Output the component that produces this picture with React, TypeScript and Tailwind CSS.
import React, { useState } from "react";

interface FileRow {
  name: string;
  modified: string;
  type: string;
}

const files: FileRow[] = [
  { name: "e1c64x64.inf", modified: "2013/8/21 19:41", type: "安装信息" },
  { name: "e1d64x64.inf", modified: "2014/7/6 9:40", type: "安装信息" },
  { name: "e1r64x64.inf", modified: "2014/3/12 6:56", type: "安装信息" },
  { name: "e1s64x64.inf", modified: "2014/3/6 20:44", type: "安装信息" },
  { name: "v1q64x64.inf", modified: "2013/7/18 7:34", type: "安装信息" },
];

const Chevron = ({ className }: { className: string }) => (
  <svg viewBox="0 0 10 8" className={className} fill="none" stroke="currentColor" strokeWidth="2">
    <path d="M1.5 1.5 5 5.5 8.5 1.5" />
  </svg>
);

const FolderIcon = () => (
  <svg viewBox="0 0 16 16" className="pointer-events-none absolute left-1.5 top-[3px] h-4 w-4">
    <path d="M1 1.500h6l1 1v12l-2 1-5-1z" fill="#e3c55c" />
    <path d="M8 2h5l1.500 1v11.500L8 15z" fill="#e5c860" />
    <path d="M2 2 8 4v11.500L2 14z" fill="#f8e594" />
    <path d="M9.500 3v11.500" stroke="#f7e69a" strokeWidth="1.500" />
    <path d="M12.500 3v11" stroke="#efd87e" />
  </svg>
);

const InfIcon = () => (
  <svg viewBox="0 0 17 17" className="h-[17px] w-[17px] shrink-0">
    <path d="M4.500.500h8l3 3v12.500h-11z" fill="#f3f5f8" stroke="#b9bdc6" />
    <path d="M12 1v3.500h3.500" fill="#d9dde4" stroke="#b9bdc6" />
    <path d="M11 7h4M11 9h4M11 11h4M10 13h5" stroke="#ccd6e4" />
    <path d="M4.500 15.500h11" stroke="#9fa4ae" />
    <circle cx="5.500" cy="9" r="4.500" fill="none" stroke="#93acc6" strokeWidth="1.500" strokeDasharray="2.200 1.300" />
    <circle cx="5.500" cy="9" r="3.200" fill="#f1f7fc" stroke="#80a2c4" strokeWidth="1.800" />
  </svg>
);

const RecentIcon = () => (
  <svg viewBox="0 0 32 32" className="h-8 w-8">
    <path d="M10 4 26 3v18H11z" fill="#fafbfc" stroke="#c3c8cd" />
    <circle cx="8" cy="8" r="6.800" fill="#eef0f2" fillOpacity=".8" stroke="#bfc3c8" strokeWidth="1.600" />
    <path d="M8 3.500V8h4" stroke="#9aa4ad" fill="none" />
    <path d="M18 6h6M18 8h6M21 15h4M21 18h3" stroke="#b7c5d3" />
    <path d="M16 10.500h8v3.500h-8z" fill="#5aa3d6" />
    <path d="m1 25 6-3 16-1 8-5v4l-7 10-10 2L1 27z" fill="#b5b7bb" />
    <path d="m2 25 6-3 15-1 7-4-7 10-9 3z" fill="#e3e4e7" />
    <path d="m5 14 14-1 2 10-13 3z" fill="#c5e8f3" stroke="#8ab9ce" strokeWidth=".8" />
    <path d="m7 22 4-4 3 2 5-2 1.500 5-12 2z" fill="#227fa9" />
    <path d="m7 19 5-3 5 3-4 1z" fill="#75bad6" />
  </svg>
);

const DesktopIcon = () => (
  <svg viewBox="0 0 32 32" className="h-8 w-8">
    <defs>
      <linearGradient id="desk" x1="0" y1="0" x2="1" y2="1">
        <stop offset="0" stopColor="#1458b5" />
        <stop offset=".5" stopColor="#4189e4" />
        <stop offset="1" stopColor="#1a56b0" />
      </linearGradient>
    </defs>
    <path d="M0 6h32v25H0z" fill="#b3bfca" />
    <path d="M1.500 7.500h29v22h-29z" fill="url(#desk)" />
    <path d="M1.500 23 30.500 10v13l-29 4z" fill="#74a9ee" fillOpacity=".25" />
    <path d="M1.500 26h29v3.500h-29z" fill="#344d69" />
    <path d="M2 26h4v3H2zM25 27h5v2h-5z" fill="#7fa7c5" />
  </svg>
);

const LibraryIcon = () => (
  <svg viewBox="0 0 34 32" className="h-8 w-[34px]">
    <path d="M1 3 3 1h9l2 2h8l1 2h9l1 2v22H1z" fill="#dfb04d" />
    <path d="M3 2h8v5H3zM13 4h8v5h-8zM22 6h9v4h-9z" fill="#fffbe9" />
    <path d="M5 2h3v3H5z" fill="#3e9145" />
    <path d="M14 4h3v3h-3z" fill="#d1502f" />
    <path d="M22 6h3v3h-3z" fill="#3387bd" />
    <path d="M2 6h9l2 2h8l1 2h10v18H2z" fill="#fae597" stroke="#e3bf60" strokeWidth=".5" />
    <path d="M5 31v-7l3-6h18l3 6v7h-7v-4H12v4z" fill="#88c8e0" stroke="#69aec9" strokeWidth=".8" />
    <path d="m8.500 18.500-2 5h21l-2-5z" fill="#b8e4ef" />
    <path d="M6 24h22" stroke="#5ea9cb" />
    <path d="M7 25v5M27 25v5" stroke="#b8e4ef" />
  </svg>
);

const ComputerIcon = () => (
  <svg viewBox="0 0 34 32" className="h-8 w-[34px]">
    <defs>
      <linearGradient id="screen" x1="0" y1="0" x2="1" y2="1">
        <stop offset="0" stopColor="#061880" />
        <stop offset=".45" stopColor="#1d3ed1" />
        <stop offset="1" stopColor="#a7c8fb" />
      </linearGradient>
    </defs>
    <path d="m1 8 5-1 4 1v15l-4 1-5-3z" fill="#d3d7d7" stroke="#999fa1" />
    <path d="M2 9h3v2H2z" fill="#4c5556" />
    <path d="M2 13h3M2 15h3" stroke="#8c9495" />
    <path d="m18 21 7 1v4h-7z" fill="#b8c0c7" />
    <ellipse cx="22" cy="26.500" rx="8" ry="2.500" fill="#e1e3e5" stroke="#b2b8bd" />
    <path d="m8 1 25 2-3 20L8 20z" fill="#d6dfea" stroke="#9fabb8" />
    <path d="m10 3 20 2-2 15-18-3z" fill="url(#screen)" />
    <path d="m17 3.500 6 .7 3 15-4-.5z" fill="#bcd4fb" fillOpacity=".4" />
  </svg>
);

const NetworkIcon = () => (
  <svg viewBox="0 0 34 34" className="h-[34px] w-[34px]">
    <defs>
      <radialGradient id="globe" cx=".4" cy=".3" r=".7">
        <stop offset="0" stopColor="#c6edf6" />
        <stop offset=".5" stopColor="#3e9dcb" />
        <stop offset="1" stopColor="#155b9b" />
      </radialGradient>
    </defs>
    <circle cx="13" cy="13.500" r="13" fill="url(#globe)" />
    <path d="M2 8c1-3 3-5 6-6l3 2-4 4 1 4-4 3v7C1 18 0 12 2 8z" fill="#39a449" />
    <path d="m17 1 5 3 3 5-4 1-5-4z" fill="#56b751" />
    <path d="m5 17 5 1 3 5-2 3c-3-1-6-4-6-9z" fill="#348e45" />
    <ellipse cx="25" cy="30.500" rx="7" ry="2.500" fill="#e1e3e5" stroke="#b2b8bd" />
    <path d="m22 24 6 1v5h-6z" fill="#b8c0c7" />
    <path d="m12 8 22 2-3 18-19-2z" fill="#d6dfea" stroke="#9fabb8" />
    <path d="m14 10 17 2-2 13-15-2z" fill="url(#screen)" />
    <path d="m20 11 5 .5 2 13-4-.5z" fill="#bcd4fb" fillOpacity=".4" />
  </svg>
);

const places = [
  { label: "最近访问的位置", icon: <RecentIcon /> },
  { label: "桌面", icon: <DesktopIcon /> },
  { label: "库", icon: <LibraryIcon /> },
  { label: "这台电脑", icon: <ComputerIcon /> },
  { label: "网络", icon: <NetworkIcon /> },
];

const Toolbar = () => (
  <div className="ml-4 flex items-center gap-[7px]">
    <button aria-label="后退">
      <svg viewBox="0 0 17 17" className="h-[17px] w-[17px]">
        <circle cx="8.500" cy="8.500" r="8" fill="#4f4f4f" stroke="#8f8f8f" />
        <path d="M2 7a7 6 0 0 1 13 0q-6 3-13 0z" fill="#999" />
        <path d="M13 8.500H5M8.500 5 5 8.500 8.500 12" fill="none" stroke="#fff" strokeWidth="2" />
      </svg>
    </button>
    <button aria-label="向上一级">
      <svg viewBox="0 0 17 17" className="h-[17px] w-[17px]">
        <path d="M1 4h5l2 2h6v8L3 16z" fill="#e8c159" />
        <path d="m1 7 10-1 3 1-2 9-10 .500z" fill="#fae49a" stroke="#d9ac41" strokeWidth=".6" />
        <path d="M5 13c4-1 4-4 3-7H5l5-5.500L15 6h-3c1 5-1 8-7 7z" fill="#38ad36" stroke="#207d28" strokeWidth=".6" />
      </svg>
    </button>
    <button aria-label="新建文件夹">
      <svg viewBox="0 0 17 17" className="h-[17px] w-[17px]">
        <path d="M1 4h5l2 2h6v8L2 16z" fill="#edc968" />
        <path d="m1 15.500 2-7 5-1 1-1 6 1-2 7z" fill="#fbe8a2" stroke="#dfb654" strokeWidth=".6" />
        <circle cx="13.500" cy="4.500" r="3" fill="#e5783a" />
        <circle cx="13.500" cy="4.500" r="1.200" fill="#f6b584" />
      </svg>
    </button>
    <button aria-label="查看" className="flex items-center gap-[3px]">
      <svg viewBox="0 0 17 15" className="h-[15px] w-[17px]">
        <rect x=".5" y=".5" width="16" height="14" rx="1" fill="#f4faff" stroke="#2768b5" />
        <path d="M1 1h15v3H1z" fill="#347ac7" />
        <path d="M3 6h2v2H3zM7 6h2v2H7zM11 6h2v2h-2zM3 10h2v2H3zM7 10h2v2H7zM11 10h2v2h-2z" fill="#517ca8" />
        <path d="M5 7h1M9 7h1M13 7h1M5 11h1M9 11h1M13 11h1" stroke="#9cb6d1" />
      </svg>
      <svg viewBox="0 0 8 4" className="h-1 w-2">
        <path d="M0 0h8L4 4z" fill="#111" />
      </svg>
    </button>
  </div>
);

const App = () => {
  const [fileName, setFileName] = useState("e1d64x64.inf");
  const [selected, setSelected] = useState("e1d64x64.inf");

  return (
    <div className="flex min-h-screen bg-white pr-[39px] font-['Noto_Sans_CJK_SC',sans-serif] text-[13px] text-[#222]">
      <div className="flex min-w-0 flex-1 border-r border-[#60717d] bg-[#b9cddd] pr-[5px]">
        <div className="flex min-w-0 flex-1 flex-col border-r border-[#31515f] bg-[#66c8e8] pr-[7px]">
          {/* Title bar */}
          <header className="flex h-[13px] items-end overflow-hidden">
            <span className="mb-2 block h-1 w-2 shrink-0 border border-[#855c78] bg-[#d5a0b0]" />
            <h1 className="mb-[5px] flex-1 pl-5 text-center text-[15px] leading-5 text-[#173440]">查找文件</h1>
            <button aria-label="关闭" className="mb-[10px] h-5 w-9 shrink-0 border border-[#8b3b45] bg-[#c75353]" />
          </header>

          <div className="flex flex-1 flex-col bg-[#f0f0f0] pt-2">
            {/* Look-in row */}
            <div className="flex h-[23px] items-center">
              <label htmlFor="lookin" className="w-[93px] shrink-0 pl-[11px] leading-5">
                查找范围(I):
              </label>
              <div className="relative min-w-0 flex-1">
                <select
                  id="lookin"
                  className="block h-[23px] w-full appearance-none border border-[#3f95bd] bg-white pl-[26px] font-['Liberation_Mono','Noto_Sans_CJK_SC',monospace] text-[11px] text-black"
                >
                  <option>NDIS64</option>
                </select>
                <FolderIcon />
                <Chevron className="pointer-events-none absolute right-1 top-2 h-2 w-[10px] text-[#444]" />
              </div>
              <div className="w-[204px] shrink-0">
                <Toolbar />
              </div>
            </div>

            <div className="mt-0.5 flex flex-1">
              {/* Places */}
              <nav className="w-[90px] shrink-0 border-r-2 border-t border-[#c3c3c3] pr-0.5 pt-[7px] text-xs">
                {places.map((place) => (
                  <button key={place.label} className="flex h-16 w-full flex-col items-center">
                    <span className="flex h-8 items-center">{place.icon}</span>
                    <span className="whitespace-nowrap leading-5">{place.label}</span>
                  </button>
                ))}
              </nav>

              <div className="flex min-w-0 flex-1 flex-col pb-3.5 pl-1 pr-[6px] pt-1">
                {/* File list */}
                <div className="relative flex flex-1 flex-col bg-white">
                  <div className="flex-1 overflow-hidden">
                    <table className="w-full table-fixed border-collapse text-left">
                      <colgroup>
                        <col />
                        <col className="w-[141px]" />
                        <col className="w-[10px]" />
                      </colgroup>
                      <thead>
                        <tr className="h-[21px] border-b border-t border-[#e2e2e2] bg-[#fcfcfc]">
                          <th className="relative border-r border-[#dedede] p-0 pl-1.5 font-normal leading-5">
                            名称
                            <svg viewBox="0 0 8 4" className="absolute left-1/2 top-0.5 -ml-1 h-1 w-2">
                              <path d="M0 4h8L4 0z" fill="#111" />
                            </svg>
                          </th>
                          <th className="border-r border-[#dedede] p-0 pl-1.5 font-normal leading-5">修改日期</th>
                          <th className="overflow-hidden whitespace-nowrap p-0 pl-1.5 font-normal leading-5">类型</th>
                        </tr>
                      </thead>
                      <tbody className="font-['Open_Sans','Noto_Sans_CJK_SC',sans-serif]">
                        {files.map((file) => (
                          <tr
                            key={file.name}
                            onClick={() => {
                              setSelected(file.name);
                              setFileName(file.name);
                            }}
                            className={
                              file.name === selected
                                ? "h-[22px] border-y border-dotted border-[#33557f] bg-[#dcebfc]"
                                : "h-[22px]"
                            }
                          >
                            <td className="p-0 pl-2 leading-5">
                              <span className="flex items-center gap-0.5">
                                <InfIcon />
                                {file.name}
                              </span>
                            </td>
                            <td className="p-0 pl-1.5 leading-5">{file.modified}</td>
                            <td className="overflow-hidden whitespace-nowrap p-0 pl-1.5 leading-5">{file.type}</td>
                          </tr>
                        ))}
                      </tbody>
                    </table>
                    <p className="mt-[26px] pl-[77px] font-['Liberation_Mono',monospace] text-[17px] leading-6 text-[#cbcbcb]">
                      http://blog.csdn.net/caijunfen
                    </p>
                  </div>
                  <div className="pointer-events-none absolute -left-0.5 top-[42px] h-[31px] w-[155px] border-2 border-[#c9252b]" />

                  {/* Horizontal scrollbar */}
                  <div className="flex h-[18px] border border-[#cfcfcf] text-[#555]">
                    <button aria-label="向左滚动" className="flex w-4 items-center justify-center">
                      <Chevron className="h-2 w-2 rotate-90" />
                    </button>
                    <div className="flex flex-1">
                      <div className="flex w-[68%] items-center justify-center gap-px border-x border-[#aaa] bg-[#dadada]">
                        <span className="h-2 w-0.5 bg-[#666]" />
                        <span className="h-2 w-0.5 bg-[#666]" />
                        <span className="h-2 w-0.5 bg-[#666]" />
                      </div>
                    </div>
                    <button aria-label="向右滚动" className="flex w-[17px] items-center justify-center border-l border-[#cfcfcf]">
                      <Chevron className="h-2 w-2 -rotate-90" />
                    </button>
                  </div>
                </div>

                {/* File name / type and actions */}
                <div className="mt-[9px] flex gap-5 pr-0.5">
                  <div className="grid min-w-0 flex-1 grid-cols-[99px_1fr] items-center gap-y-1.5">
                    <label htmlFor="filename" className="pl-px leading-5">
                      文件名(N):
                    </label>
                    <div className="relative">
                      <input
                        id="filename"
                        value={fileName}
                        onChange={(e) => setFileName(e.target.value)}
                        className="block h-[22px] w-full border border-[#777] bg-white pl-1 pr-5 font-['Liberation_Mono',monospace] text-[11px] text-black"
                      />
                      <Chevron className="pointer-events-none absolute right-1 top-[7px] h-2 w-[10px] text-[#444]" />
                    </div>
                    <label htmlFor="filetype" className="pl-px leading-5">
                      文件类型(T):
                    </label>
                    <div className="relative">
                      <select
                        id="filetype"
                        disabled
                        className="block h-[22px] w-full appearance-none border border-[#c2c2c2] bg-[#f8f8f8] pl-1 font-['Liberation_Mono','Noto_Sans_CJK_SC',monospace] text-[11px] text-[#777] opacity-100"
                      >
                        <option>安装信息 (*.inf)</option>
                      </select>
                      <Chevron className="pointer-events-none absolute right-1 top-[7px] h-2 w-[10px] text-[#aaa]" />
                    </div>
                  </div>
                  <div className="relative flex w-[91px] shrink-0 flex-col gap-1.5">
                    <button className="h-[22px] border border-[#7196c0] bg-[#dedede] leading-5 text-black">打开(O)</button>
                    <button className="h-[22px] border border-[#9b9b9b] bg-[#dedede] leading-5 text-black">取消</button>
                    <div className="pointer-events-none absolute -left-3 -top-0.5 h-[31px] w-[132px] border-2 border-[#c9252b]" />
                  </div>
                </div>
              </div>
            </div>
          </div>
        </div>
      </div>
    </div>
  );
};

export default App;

** THE EXERCISE **
From the listing above, copy all lines holding the word "React".

** TASK OUTPUT **
Output the component that produces this picture with React, TypeScript and Tailwind CSS.
import React, { useState } from "react";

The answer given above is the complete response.